## Goal
Copy out each line of the listing that has the word "React" in it.

+++ Collected material +++

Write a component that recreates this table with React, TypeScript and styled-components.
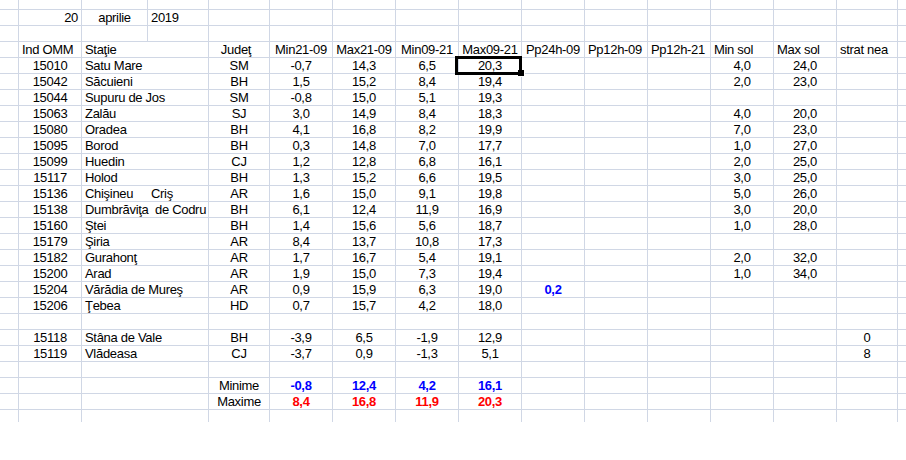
import React from "react";
import styled, { createGlobalStyle } from "styled-components";

const GlobalStyle = createGlobalStyle`
  html, body { margin: 0; padding: 0; background: #ffffff; }
  body { font-family: "Liberation Sans", Arial, sans-serif; }
`;

const LINE = "#d0d7e5";
const COLS = 16;

const Sheet = styled.div`
  position: relative;
  width: 906px;
  display: grid;
  grid-template-columns: 19px 63px 66px 61px 61px repeat(9, 63px) 61px 1fr;
  grid-template-rows: 10px repeat(25, 16px) 12px;
  font-family: "Liberation Sans", Arial, sans-serif;
  font-size: 13px;
  letter-spacing: -0.3px;
  color: #000000;
`;

type Align = "left" | "center" | "right";
type Tone = "blue" | "red";

const Cell = styled.div<{
  $align?: Align;
  $tone?: Tone;
  $span?: number;
  $last?: boolean;
  $bottom?: boolean;
  $padL?: number;
  $padR?: number;
}>`
  box-sizing: border-box;
  min-width: 0;
  grid-column: span ${(p) => p.$span ?? 1};
  border-right: ${(p) => (p.$last ? "none" : `1px solid ${LINE}`)};
  border-bottom: ${(p) => (p.$bottom ? "none" : `1px solid ${LINE}`)};
  line-height: 15px;
  white-space: pre;
  overflow: visible;
  text-align: ${(p) => p.$align ?? "left"};
  padding: 0 ${(p) => p.$padR ?? 3}px 0 ${(p) => p.$padL ?? 3}px;
  color: ${(p) => (p.$tone === "blue" ? "#0000ff" : p.$tone === "red" ? "#ff0000" : "#000000")};
  font-weight: ${(p) => (p.$tone ? 700 : 400)};
`;

const StationCell = styled.div`
  box-sizing: border-box;
  grid-column: span 2;
  display: grid;
  grid-template-columns: 66px 1fr;
  border-right: 1px solid ${LINE};
  border-bottom: 1px solid ${LINE};
  line-height: 15px;
  white-space: pre;
`;

const NamePart = styled.span<{ $pad: number }>`
  padding-left: ${(p) => p.$pad}px;
  overflow: visible;
`;

const Selection = styled.div`
  position: absolute;
  left: 455px;
  top: 56px;
  width: 67px;
  height: 19px;
  box-sizing: border-box;
  border: 3px solid #000000;
  pointer-events: none;
`;

const Handle = styled.div`
  position: absolute;
  left: 518px;
  top: 70px;
  width: 7px;
  height: 7px;
  box-sizing: border-box;
  background: #000000;
  border: 1px solid #ffffff;
  border-top: none;
  border-left: none;
`;

type Spec = {
  text?: string;
  align?: Align;
  tone?: Tone;
  span?: number;
  padL?: number;
  padR?: number;
};

type Station = {
  id: string;
  name: string;
  name2?: string;
  name2Pad?: number;
  county: string;
  vals: [string, string, string, string];
  pp24?: string;
  minSol?: string;
  maxSol?: string;
  snow?: string;
};

const stations: Station[] = [
  { id: "15010", name: "Satu Mare", county: "SM", vals: ["-0,7", "14,3", "6,5", "20,3"], minSol: "4,0", maxSol: "24,0" },
  { id: "15042", name: "Săcuieni", county: "BH", vals: ["1,5", "15,2", "8,4", "19,4"], minSol: "2,0", maxSol: "23,0" },
  { id: "15044", name: "Supuru de Jos", county: "SM", vals: ["-0,8", "15,0", "5,1", "19,3"] },
  { id: "15063", name: "Zalău", county: "SJ", vals: ["3,0", "14,9", "8,4", "18,3"], minSol: "4,0", maxSol: "20,0" },
  { id: "15080", name: "Oradea", county: "BH", vals: ["4,1", "16,8", "8,2", "19,9"], minSol: "7,0", maxSol: "23,0" },
  { id: "15095", name: "Borod", county: "BH", vals: ["0,3", "14,8", "7,0", "17,7"], minSol: "1,0", maxSol: "27,0" },
  { id: "15099", name: "Huedin", county: "CJ", vals: ["1,2", "12,8", "6,8", "16,1"], minSol: "2,0", maxSol: "25,0" },
  { id: "15117", name: "Holod", county: "BH", vals: ["1,3", "15,2", "6,6", "19,5"], minSol: "3,0", maxSol: "25,0" },
  { id: "15136", name: "Chişineu", name2: "Criş", name2Pad: 3, county: "AR", vals: ["1,6", "15,0", "9,1", "19,8"], minSol: "5,0", maxSol: "26,0" },
  { id: "15138", name: "Dumbrăviţa", name2: "de Codru", name2Pad: 7, county: "BH", vals: ["6,1", "12,4", "11,9", "16,9"], minSol: "3,0", maxSol: "20,0" },
  { id: "15160", name: "Ştei", county: "BH", vals: ["1,4", "15,6", "5,6", "18,7"], minSol: "1,0", maxSol: "28,0" },
  { id: "15179", name: "Şiria", county: "AR", vals: ["8,4", "13,7", "10,8", "17,3"] },
  { id: "15182", name: "Gurahonţ", county: "AR", vals: ["1,7", "16,7", "5,4", "19,1"], minSol: "2,0", maxSol: "32,0" },
  { id: "15200", name: "Arad", county: "AR", vals: ["1,9", "15,0", "7,3", "19,4"], minSol: "1,0", maxSol: "34,0" },
  { id: "15204", name: "Vărădia de Mureş", county: "AR", vals: ["0,9", "15,9", "6,3", "19,0"], pp24: "0,2" },
  { id: "15206", name: "Ţebea", county: "HD", vals: ["0,7", "15,7", "4,2", "18,0"] },
];

const mountain: Station[] = [
  { id: "15118", name: "Stâna de Vale", county: "BH", vals: ["-3,9", "6,5", "-1,9", "12,9"], snow: "0" },
  { id: "15119", name: "Vlădeasa", county: "CJ", vals: ["-3,7", "0,9", "-1,3", "5,1"], snow: "8" },
];

const headers = [
  "Min21-09", "Max21-09", "Min09-21", "Max09-21", "Pp24h-09",
  "Pp12h-09", "Pp12h-21", "Min sol", "Max sol", "strat nea",
];

let keySeq = 0;
const nextKey = () => `c${keySeq++}`;

function plainRow(specs: Spec[], bottom = false): React.ReactNode[] {
  const out: React.ReactNode[] = [];
  let col = 0;
  let i = 0;
  while (col < COLS) {
    const s = specs[i] ?? {};
    const span = s.span ?? 1;
    out.push(
      <Cell
        key={nextKey()}
        $align={s.align}
        $tone={s.tone}
        $span={span}
        $padL={s.padL}
        $padR={s.padR}
        $last={col + span >= COLS}
        $bottom={bottom}
      >
        {s.text ?? ""}
      </Cell>
    );
    col += span;
    i += 1;
  }
  return out;
}

function blankMergedRow(bottom = false) {
  const specs: Spec[] = [{}, {}, { span: 2 }];
  return plainRow(specs, bottom);
}

function stationRow(s: Station): React.ReactNode[] {
  const out: React.ReactNode[] = [];
  out.push(<Cell key={nextKey()} />);
  out.push(<Cell key={nextKey()} $align="center">{s.id}</Cell>);
  out.push(
    <StationCell key={nextKey()}>
      <NamePart $pad={3}>{s.name}</NamePart>
      {s.name2 ? <NamePart $pad={s.name2Pad ?? 3}>{s.name2}</NamePart> : null}
    </StationCell>
  );
  out.push(<Cell key={nextKey()} $align="center">{s.county}</Cell>);
  s.vals.forEach((v) => out.push(<Cell key={nextKey()} $align="center">{v}</Cell>));
  out.push(<Cell key={nextKey()} $align="center" $tone={s.pp24 ? "blue" : undefined}>{s.pp24 ?? ""}</Cell>);
  out.push(<Cell key={nextKey()} />);
  out.push(<Cell key={nextKey()} />);
  out.push(<Cell key={nextKey()} $align="center">{s.minSol ?? ""}</Cell>);
  out.push(<Cell key={nextKey()} $align="center">{s.maxSol ?? ""}</Cell>);
  out.push(<Cell key={nextKey()} $align="center">{s.snow ?? ""}</Cell>);
  out.push(<Cell key={nextKey()} $last />);
  return out;
}

function summaryRow(label: string, values: string[], tone: Tone) {
  const specs: Spec[] = [
    {}, {}, { span: 2 },
    { text: label, align: "center" },
    ...values.map((v) => ({ text: v, align: "center" as Align, tone })),
  ];
  return plainRow(specs);
}

export default function App() {
  keySeq = 0;
  const headerSpecs: Spec[] = [
    {},
    { text: "Ind OMM" },
    { text: "Staţie", span: 2 },
    { text: "Judeţ", align: "center", padR: 9 },
    ...headers.map((h, i) => ({ text: h, align: (i < 5 ? "center" : "left") as Align })),
  ];

  return (
    <>
      <GlobalStyle />
      <Sheet>
        {plainRow([])}
        {plainRow([{}, { text: "20", align: "right" }, { text: "aprilie", align: "center" }, { text: "2019" }])}
        {plainRow([])}
        {plainRow(headerSpecs)}
        {stations.map((s) => stationRow(s))}
        {blankMergedRow()}
        {mountain.map((s) => stationRow(s))}
        {blankMergedRow()}
        {summaryRow("Minime", ["-0,8", "12,4", "4,2", "16,1"], "blue")}
        {summaryRow("Maxime", ["8,4", "16,8", "11,9", "20,3"], "red")}
        {blankMergedRow(true)}
        <Selection />
        <Handle />
      </Sheet>
    </>
  );
}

+++

## The reply
Write a component that recreates this table with React, TypeScript and styled-components.
import React from "react";
function plainRow(specs: Spec[], bottom = false): React.ReactNode[] {
  const out: React.ReactNode[] = [];
function stationRow(s: Station): React.ReactNode[] {
  const out: React.ReactNode[] = [];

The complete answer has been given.